- Underlies: Santo Domingo Formation
- Overlies: Bahía Mansa Metamorphic Complex
- Thickness: up to 530 m (1,740 ft)

Lithology
- Primary: Conglomerate, sandstone, mudstone
- Other: Coal, volcanic ash

Location
- Region: Los Ríos Region Los Lagos Region
- Country: Chile

Type section
- Named for: Pupunahue
- Named by: Henning Illies

= Estratos de Pupunahue =

Geologic formation in Chile

Estratos de Pupunahue is the name given to the sedimentary strata of Oligocene-Miocene age that crop out in Pupunahue and Mulpún near Valdivia, Chile. Outside this locality Estratos de Pupunahue extends below the surface over a larger area. The thickness of the strata varies from a few meters to 530 meters. The strata were initially described by Henning Illies.
The strata are made up of conglomerate, sandstone and mudstone (Chilean Spanish: fangolita). The clast of the conglomerates are made up of metamorphic rock and the disposition of the conglomerates varies from clast-supported to matrix-supported. The sandstone and mudstone contain layers of lignite coal that exceed 30 cm in thickness.
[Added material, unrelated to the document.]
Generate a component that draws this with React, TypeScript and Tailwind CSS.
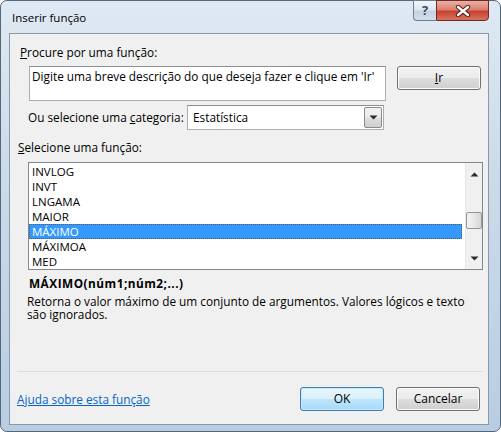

Coal layers found in the Estratos de Pupunahue have been exploited in the mines of Catamutún, Pupunahue and Mulpún ("Mulpun Beds").

The strata are very similar to the Cheuquemó Formation found further north, with the sole difference that the fossil assemblage in both seems to indicate different ages. While Cheuquemó Formation is possibly about 14 million years old (Miocene), Estratos de Pupunahue are 35–25 million years old.